Cognition and Personalization

If the conditions negatively affect something that one party cares about in the first stage, then the potential for opposition for incompatibility becomes actualized in the second stage.

Therefore, one or more of the parties must be aware of the existence of the antecedent conditions. However because a conflict is perceived does not mean that it is personalized. In other words, A may be aware that B and A are in serious disagreement but it may not make A tense or anxious and it may have no effect whatsoever on A’s affection toward B. It is at the felt level, when individual becomes emotionally involved that parties experience anxiety tension, frustration or hostility.

Keep in mind two points. First stage is important because it is where conflicted to be defined. This is the place in the process where the parties decide what the conflict is about. And in turn this “sense making” is critical because the way a conflict is defined goes a long way toward establishing the sort of outcomes that might settle it. For instance, if salary disagreement is defined as a zero sum situation – that is, if you get the increase in pay you want, there will be just that amount less for me – I am going to be far less willing to compromise than if I frame the conflict as a potential win-win situation (that is, the dollars in the salary pool might be increased so that both of us could get the added pay we want). So the definition of a conflict is important, because it typically delineates the set of possible settlements. Our second point is that emotions play a major role in shaping perceptions. For example, negative options have been found to produce over simplifications of issues, reductions in trust and negative interpretation of the other party’s behavior. In contrast positive feelings have been found to increase the tendency to see potential relationship among the elements of a problem to take a broader view of the situation and to develop more innovative solutions.

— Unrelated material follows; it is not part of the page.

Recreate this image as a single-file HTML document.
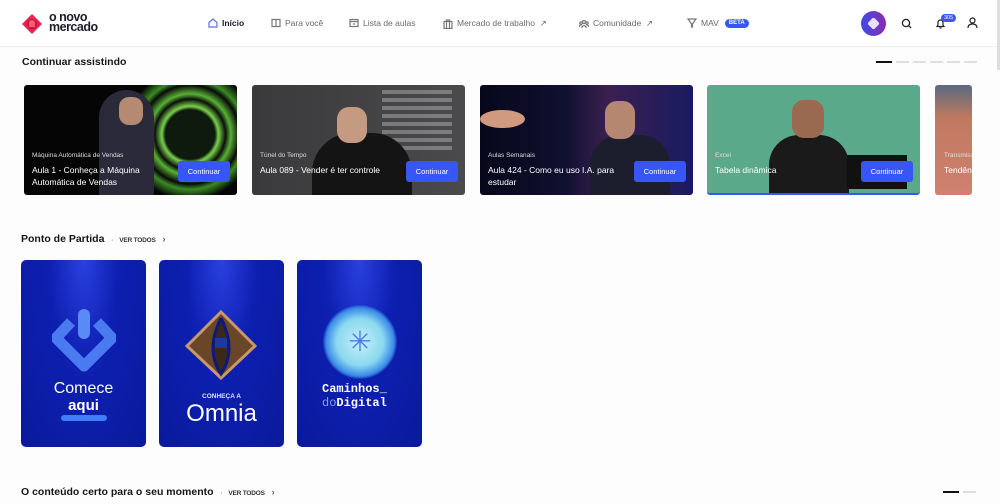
<!DOCTYPE html>
<html><head><meta charset="utf-8">
<style>
*{box-sizing:border-box;margin:0;padding:0}
body{width:1000px;height:504px;overflow:hidden;background:#fdfdfe;font-family:"Liberation Sans",sans-serif;color:#1a1a22;position:relative}
.hdr{position:absolute;left:0;top:0;width:1000px;height:47px;border-bottom:1px solid #ececf0;background:#fff}
.nav{position:absolute;top:18px;font-size:8.5px;color:#666a75;display:flex;align-items:center;gap:4px}
.nav svg{width:10px;height:10px;stroke:#777;fill:none;stroke-width:1.2}
.h2{position:absolute;font-weight:bold;font-size:10.5px;color:#15151c}
.vt{font-size:6.5px;font-weight:bold;color:#333;letter-spacing:-.2px}
.card{position:absolute;top:85px;width:213px;height:110px;border-radius:3px;overflow:hidden}
.card .sub{position:absolute;left:8px;top:67px;font-size:6.5px;color:#ddd}
.card .t{position:absolute;left:8px;top:79px;font-size:8.5px;color:#fff;line-height:12px;width:140px}
.card .b{position:absolute;right:7px;top:76px;width:52px;height:21px;background:#3756f5;border-radius:3px;color:#fff;font-size:7.5px;text-align:center;line-height:21px}
.p{position:absolute;top:260px;width:125px;height:187px;border-radius:5px;overflow:hidden;background:radial-gradient(ellipse at 50% 0%,#2a40e0 0%,#0d1fb0 40%,#0a1a9c 100%)}
.dots{position:absolute;display:flex;gap:4px}
.dots i{display:block;width:13px;height:2px;background:#dedee4}
.dots i:first-child{width:16px;background:#111}
</style></head><body>
<div class="hdr">
 <svg style="position:absolute;left:21px;top:13px" width="22" height="22" viewBox="0 0 22 22"><path d="M11 1 L21 11 L11 21 L1 11Z" fill="#e8234f"/><circle cx="11" cy="11" r="5" fill="#c8123a"/><path d="M8 9q3-4 6 0v5h-6z" fill="#ff5a7a"/></svg>
 <div style="position:absolute;left:49px;top:13px;font-size:12.5px;font-weight:bold;line-height:9.5px;color:#1b1b2a;letter-spacing:-.5px">o novo<br>mercado</div>
 <div class="nav" style="left:208px;color:#1a1a2a;font-weight:bold"><svg viewBox="0 0 10 10" style="stroke:#5a70e8"><path d="M1 4.5L5 1l4 3.5V9H1z"/></svg>Início</div>
 <div class="nav" style="left:271px"><svg viewBox="0 0 10 10"><rect x="1" y="1.5" width="8" height="7"/><path d="M5 1.5v7"/></svg>Para você</div>
 <div class="nav" style="left:349px"><svg viewBox="0 0 10 10"><rect x="1" y="1.5" width="8" height="7"/><path d="M1 3.5h8M4 6h2"/></svg>Lista de aulas</div>
 <div class="nav" style="left:443px"><svg viewBox="0 0 10 10"><rect x="1" y="2.5" width="8" height="7"/><path d="M3.5 2.5V1h3v1.5M3.5 2.5v7M6.5 2.5v7"/></svg>Mercado de trabalho&nbsp;&nbsp;↗</div>
 <div class="nav" style="left:579px"><svg viewBox="0 0 10 10"><circle cx="5" cy="3" r="1.5"/><circle cx="2" cy="4" r="1.2"/><circle cx="8" cy="4" r="1.2"/><path d="M2.5 9q2.5-5 5 0M0 8q1-3 3-2M10 8q-1-3-3-2"/></svg>Comunidade&nbsp;&nbsp;↗</div>
 <div class="nav" style="left:687px"><svg viewBox="0 0 10 10"><path d="M1 1h8L5.5 6v3h-1V6z"/></svg>MAV <span style="background:#3756f5;color:#fff;font-size:6px;font-weight:bold;border-radius:6px;padding:1.5px 4px;margin-left:2px">BETA</span></div>
 <div style="position:absolute;left:861px;top:11px;width:25px;height:25px;border-radius:50%;background:linear-gradient(90deg,#3d4de8,#8a2ab0)"><div style="position:absolute;left:8px;top:8px;width:9px;height:9px;background:#fff;transform:rotate(45deg);border-radius:2px;opacity:.85"></div></div>
 <svg style="position:absolute;left:901px;top:18px" width="11" height="11" viewBox="0 0 11 11" fill="none" stroke="#222" stroke-width="1.3"><circle cx="5" cy="5" r="3.6"/><path d="M7.7 7.7L10 10"/></svg>
 <svg style="position:absolute;left:935px;top:18px" width="11" height="11" viewBox="0 0 11 11" fill="none" stroke="#222" stroke-width="1.2"><path d="M2 8.5h7L8 7V4.5a2.5 2.5 0 0 0-5 0V7zM4.5 10h2"/></svg>
 <div style="position:absolute;left:941px;top:14px;background:#3756f5;color:#fff;font-size:5.5px;border-radius:5px;padding:1px 3px">305</div>
 <svg style="position:absolute;left:967px;top:17px" width="11" height="12" viewBox="0 0 11 12" fill="none" stroke="#222" stroke-width="1.2"><circle cx="5.5" cy="3.5" r="2.5"/><path d="M1 11q0-4 4.5-4t4.5 4"/></svg>
 <div style="position:absolute;left:997px;top:0;width:3px;height:70px;background:#ddd"></div>
</div>
<div class="h2" style="left:22px;top:56px">Continuar assistindo</div>
<div class="dots" style="left:876px;top:61px"><i></i><i></i><i></i><i></i><i></i><i></i></div>

<div class="card" style="left:24px;background:radial-gradient(circle at 78% 45%,#0d1a0d 0,#0d1a0d 14%,#7ad14a 16%,#0a0f0a 20%,#58b035 23%,#080a08 28%,#3a8a25 31%,#050505 37%),#050505">
 <div style="position:absolute;left:75px;top:5px;width:55px;height:105px;background:#2a2a3a;border-radius:30px 30px 0 0"></div><div style="position:absolute;left:95px;top:12px;width:24px;height:28px;background:#b48a72;border-radius:10px"></div>
 <div class="sub">Máquina Automática de Vendas</div><div class="t">Aula 1 - Conheça a Máquina Automática de Vendas</div><div class="b">Continuar</div></div>
<div class="card" style="left:252px;background:linear-gradient(90deg,#3a3a3c,#4a4a4c)">
 <div style="position:absolute;left:130px;top:5px;width:70px;height:60px;background:repeating-linear-gradient(0deg,#bbb 0 4px,transparent 4px 8px);opacity:.45"></div>
 <div style="position:absolute;left:60px;top:48px;width:100px;height:62px;background:#141414;border-radius:40px 40px 0 0"></div><div style="position:absolute;left:85px;top:22px;width:30px;height:36px;background:#c49a80;border-radius:12px"></div>
 <div class="sub">Túnel do Tempo</div><div class="t" style="width:150px">Aula 089 - Vender é ter controle</div><div class="b">Continuar</div></div>
<div class="card" style="left:480px;background:linear-gradient(90deg,#07071a 0,#101030 40%,#3a2050 60%,#1a1a60 100%)">
 <div style="position:absolute;left:0;top:25px;width:45px;height:18px;background:#d09a80;border-radius:50%"></div>
 <div style="position:absolute;left:110px;top:50px;width:80px;height:60px;background:#1c1e2e;border-radius:30px 30px 0 0"></div><div style="position:absolute;left:125px;top:16px;width:30px;height:38px;background:#b58770;border-radius:12px"></div>
 <div class="sub">Aulas Semanais</div><div class="t">Aula 424 - Como eu uso I.A. para estudar</div><div class="b">Continuar</div></div>
<div class="card" style="left:707px;background:#5aa98a;border-bottom:2px solid #3756f5">
 <div style="position:absolute;left:62px;top:50px;width:80px;height:60px;background:#1a1a1a;border-radius:30px 30px 0 0"></div><div style="position:absolute;left:85px;top:15px;width:32px;height:38px;background:#9a6a50;border-radius:12px"></div>
 <div style="position:absolute;left:140px;top:70px;width:60px;height:34px;background:#111"></div>
 <div class="sub">Excel</div><div class="t">Tabela dinâmica</div><div class="b">Continuar</div></div>
<div class="card" style="left:935px;width:37px;background:linear-gradient(180deg,#5a6a80 0,#c07a60 30%,#d08070 100%)">
 <div class="sub" style="left:9px">Transmissão</div><div class="t" style="left:9px">Tendência</div></div>

<div class="h2" style="left:21px;top:233px">Ponto de Partida <span class="vt" style="margin-left:4px;color:#888">·</span> <span class="vt" style="margin-left:3px">VER TODOS</span> <span style="font-size:9px;color:#555;margin-left:4px">›</span></div>

<div class="p" style="left:21px">
 <svg style="position:absolute;left:31px;top:46px" width="64" height="66" viewBox="0 0 64 66"><path d="M19 16 L4 32 L32 60 L60 32 L45 16" fill="none" stroke="#4a7af0" stroke-width="11" stroke-linejoin="round"/><rect x="26" y="3" width="12" height="30" rx="6" fill="#5a8af5"/></svg>
 <div style="position:absolute;top:120px;width:100%;text-align:center;color:#fff;font-size:16px">Comece</div>
 <div style="position:absolute;top:137px;width:100%;text-align:center;color:#fff;font-size:15px;font-weight:bold">aqui</div>
 <div style="position:absolute;left:40px;top:155px;width:46px;height:6px;background:#3f7cf5;border-radius:3px"></div>
</div>
<div class="p" style="left:159px">
 <svg style="position:absolute;left:26px;top:50px" width="72" height="70" viewBox="0 0 72 70"><path d="M36 2 L70 36 L36 68 L2 36Z" fill="#6a4628"/><path d="M36 2 L70 36 L36 68 L2 36Z" fill="none" stroke="#c89868" stroke-width="3"/><path d="M36 8 Q20 40 36 64 Q52 40 36 8" fill="#3a2818" stroke="#0c1a80" stroke-width="3"/><rect x="30" y="28" width="12" height="10" fill="#1a3aa0"/></svg>
 <div style="position:absolute;top:133px;width:100%;text-align:center;color:#dfe4ff;font-size:6.5px;font-weight:bold">CONHEÇA A</div>
 <div style="position:absolute;top:140px;width:100%;text-align:center;color:#fff;font-size:24px">Omnia</div>
</div>
<div class="p" style="left:297px">
 <div style="position:absolute;left:26px;top:45px;width:74px;height:74px;border-radius:50%;background:radial-gradient(circle,#c8f0f8 0,#8ad8f0 45%,#3a8ae8 65%,rgba(30,60,200,0) 72%)"></div>
 <div style="position:absolute;left:44px;top:63px;width:38px;height:38px;text-align:center;line-height:38px;color:#4a7ae8;font-size:28px">✳</div>
 <div style="position:absolute;top:122px;left:25px;color:#fff;font-family:'Liberation Mono',monospace;font-size:12px;font-weight:bold">Caminhos_</div>
 <div style="position:absolute;top:136px;left:25px;color:#fff;font-family:'Liberation Mono',monospace;font-size:12px;font-weight:bold"><span style="color:#8aa0f0;font-weight:normal">do</span>Digital</div>
</div>

<div class="h2" style="left:21px;top:486px">O conteúdo certo para o seu momento <span class="vt" style="margin-left:4px;color:#888">·</span> <span class="vt" style="margin-left:3px">VER TODOS</span> <span style="font-size:9px;color:#555;margin-left:4px">›</span></div>
<div class="dots" style="left:943px;top:491px"><i></i><i></i></div>
</body></html>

Personal variables: Did you ever meet someone to whom you took an immediate disliking? Most of the options they expressed you disagreed with. Even insignificant characteristics like the sound of their voice, the smirk when they smiled, their personality annoyed you. We have all met people like that. When you have to work with such individuals, there is often the potential for conflict. Our last category of potential sources of conflict is personal variables which include personality emotions, and values. Evidence indicates certain personality types, for example individuals who are highly authoritarian and dogmatic lead to potential conflict. Emotions can also cause conflict. For example, an employee who shows up to work late from her hectic morning commute may carry that anger with her in the 9:00 a.m meeting. The problem? Her anger can annoy her colleagues which may lead to a tension filled meeting.

Finally differing values can explain conflict. Value differences for example are the best explanation of diverse issues such as prejudice, disagreements over one’s contribution to the group and the rewards one deserves, and assessments of whether this particular book is any good. That John dislikes African Americans and Dana believes John’s position indicates his ignorance that an employee thanks he is worth $55,000 a year but his boss believes him to be worth $50,000 and that Ann thinks this book is interesting to read while Jennifer views it as trash are all value judgments. And differences in value systems are important sources for creating the potential for conflict. It is also important to note that culture can be a source of differing values. For example, research indicates that individuals in Japan and in the United Sates view conflict differently. Compared to Japanese negotiators, Americans are more likely to see offers of their counterparts as unfair and to reject such offers.